Nunca alentó el uso del preservativo, pero desde su magisterio llegó a decir que en ciertas circunstancias podía ser el mal menor. Nunca hizo una defensa militante de los homosexuales, pero conversaba con ellos y los entendía. No defendió la unión matrimonial entre personas del mismo sexo, por el contrario, siempre estuvo a favor de la unión del hombre con la mujer, pero advirtió que no le parecía justo discriminar otro tipo de uniones. Insistió hasta el cansancio a favor de una Iglesia comprometida con los pobres, fiel al Evangelio y a sus verdades más nobles, pero mantuvo prudente distancia de los teólogos de la liberación en sus versiones más radicalizadas.

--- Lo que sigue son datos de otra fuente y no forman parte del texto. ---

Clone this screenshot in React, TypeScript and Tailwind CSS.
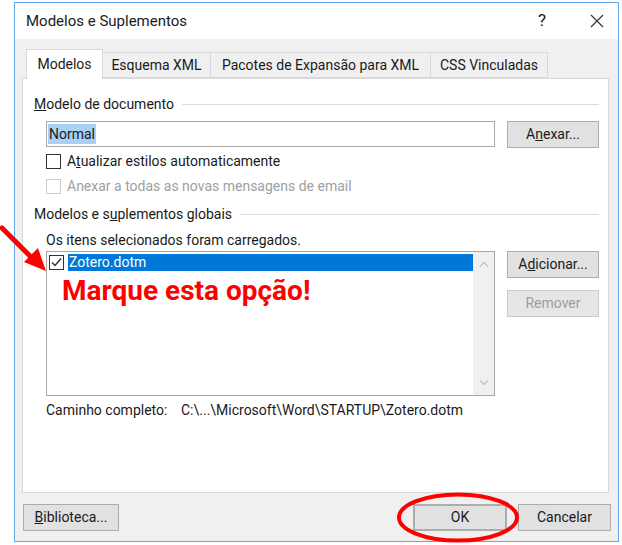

Fue el gran defensor del Concilio Vaticano II. Tanto lo fue que, alarmado por el abandono de sus principales enseñanzas por parte de algunos de sus pares, sugirió que era necesario convocar a un nuevo concilio para defender las viejas verdades e instalarlas de cara al siglo XXI. Por supuesto, no le llevaron el apunte. Por lo menos hasta ahora.

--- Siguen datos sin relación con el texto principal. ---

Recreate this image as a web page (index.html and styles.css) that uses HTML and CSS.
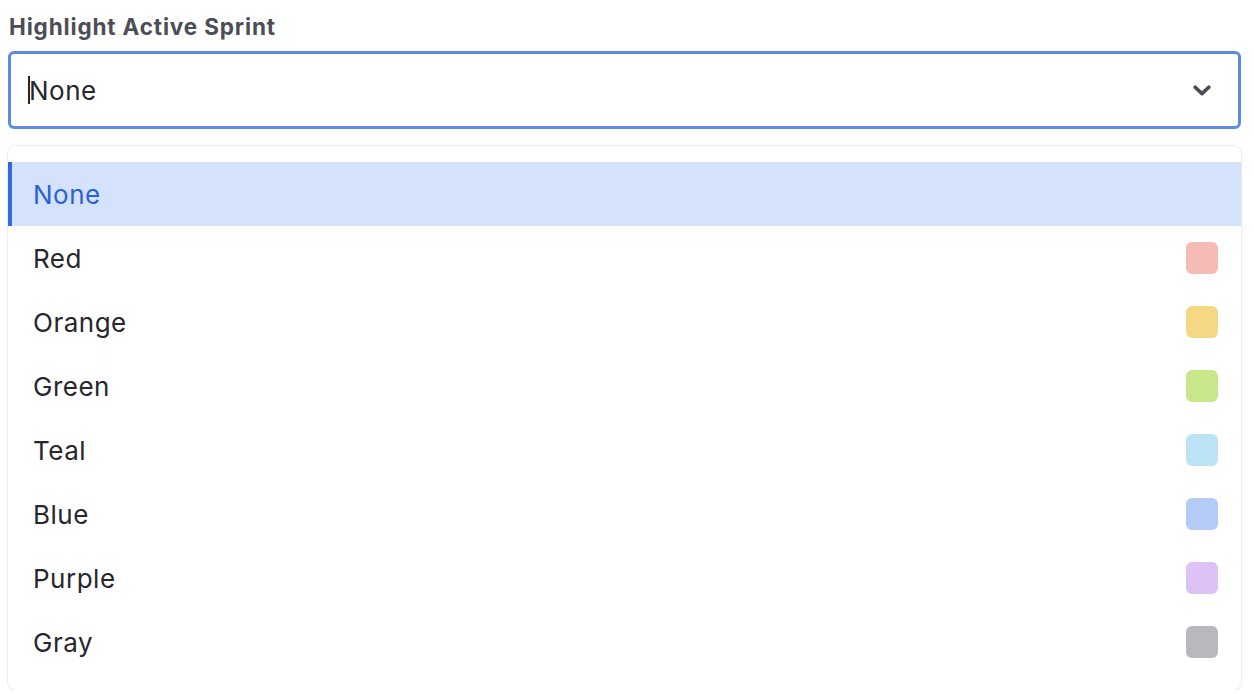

El celibato de los sacerdotes no le parecía mal, pero a condición de que fuera opcional. Las mujeres, por su parte, sabían que en él tenían a un defensor valiente y decidido. En tiempos conservadores, sostuvo que ya llegará la hora en que la mujer pueda ejercer el sacerdocio en plenitud. El tema lo preocupaba tanto que alguna vez declaró que “los hombres de la Iglesia le tienen que pedir perdón a las mujeres”. Dicho sea de paso, aún no lo han hecho.

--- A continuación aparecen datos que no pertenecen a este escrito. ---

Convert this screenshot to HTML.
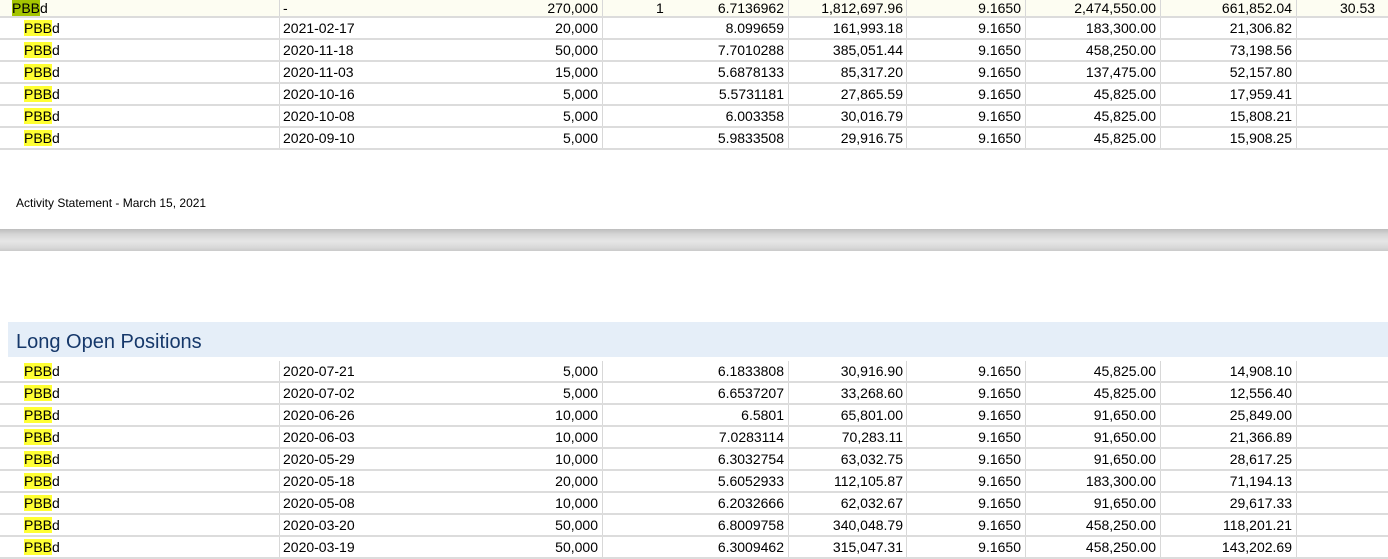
<!DOCTYPE html>
<html><head><meta charset="utf-8"><style>
body{margin:0;width:1388px;height:557px;overflow:hidden;background:#fff;font-family:"Liberation Sans",Arial,sans-serif;font-size:14px;color:#000;position:relative}
.r{position:absolute;left:0;width:1388px;height:22px;border-bottom:2px solid #dcdcdc;box-sizing:border-box}
.c{position:absolute;top:0;height:100%;line-height:21px;white-space:nowrap}
.v{position:absolute;top:0;height:100%;border-left:1px solid #d8d8d8}
.hl{background:#ffff33}
.hg{background:#a4c400}
</style></head><body>
<div id="top"></div>
<div style="position:absolute;left:16px;top:196px;font-size:12px">Activity Statement - March 15, 2021</div>
<div style="position:absolute;left:0;top:229px;width:1388px;height:22px;background:linear-gradient(#bdbdbd,#d6d6d6 25%,#e6e6e6 55%,#d8d8d8 85%,#cacaca)"></div>
<div style="position:absolute;left:8px;top:322px;width:1380px;height:35px;background:#e5eef8"></div>
<div style="position:absolute;left:16px;top:331px;font-size:20px;color:#16386a">Long Open Positions</div>
<div id="bot"></div>
<script>
function row(top,h,d,cells,first,bg){
 var s='<div class="r" style="top:'+top+'px;height:'+h+'px;'+(bg?'background:'+bg+';':'')+'">';
 s+='<div class="c" style="left:'+(first?12:24)+'px"><span class="'+(first?'hg':'hl')+'">PBB</span>d</div>';
 s+='<div class="c" style="left:283px">'+d+'</div>';
 var rights=[598,784,903,1021,1156,1292];
 for(var i=0;i<cells.length;i++) s+='<div class="c" style="left:0;width:'+rights[i]+'px;text-align:right">'+cells[i]+'</div>';
 [279,602,788,906,1025,1160,1296].forEach(function(x){s+='<div class="v" style="left:'+x+'px"></div>'});
 return s+'</div>';
}
var t=[["2021-02-17","20,000","8.099659","161,993.18","21,306.82","183,300.00"],
["2020-11-18","50,000","7.7010288","385,051.44","73,198.56","458,250.00"],
["2020-11-03","15,000","5.6878133","85,317.20","52,157.80","137,475.00"],
["2020-10-16","5,000","5.5731181","27,865.59","17,959.41","45,825.00"],
["2020-10-08","5,000","6.003358","30,016.79","15,808.21","45,825.00"],
["2020-09-10","5,000","5.9833508","29,916.75","15,908.25","45,825.00"]];
var s='<div class="r" style="top:-4px;height:22px;background:#fdfdf2"><div class="c" style="left:12px;top:2px"><span class="hg">PBB</span>d</div><div class="c" style="left:283px;top:2px">-</div>';
var tc=["270,000","6.7136962","1,812,697.96","9.1650","2,474,550.00","661,852.04"],tr=[598,784,903,1021,1156,1292];
for(var i=0;i<6;i++)s+='<div class="c" style="top:2px;left:0;width:'+tr[i]+'px;text-align:right">'+tc[i]+'</div>';
s+='<div class="c" style="top:2px;left:656px">1</div><div class="c" style="top:2px;left:1340px">30.53</div>';
[279,602,788,906,1025,1160,1296].forEach(function(x){s+='<div class="v" style="left:'+x+'px"></div>'});
s+='</div>';
t.forEach(function(r,k){s+=row(18+22*k,22,r[0],[r[1],r[2],r[3],"9.1650",r[5],r[4]])});
document.getElementById('top').innerHTML=s;
var b=[["2020-07-21","5,000","6.1833808","30,916.90","45,825.00","14,908.10"],
["2020-07-02","5,000","6.6537207","33,268.60","45,825.00","12,556.40"],
["2020-06-26","10,000","6.5801","65,801.00","91,650.00","25,849.00"],
["2020-06-03","10,000","7.0283114","70,283.11","91,650.00","21,366.89"],
["2020-05-29","10,000","6.3032754","63,032.75","91,650.00","28,617.25"],
["2020-05-18","20,000","5.6052933","112,105.87","183,300.00","71,194.13"],
["2020-05-08","10,000","6.2032666","62,032.67","91,650.00","29,617.33"],
["2020-03-20","50,000","6.8009758","340,048.79","458,250.00","118,201.21"],
["2020-03-19","50,000","6.3009462","315,047.31","458,250.00","143,202.69"]];
s='';
b.forEach(function(r,k){s+=row(361+22*k,22,r[0],[r[1],r[2],r[3],"9.1650",r[4],r[5]])});
document.getElementById('bot').innerHTML=s;
</script>
</body></html>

Preocupado por divulgar sus certezas, escribió libros que fueron traducidos a todos los idiomas y leídos por millones de personas. Yo en estos días he regresado a “Sus coloquios nocturnos en Jerusalén”. Me parecen brillantes. Él era brillante. Y su presencia en la Iglesia Católica es para todos un motivo de orgullo y esperanza. Orgullo, por las causas justas que fue capaz de defender; esperanza, porque más allá de errores, injusticias y culpas, la Iglesia Católica sigue siendo uno de los grandes tesoros culturales y humanistas de nuestra civilización.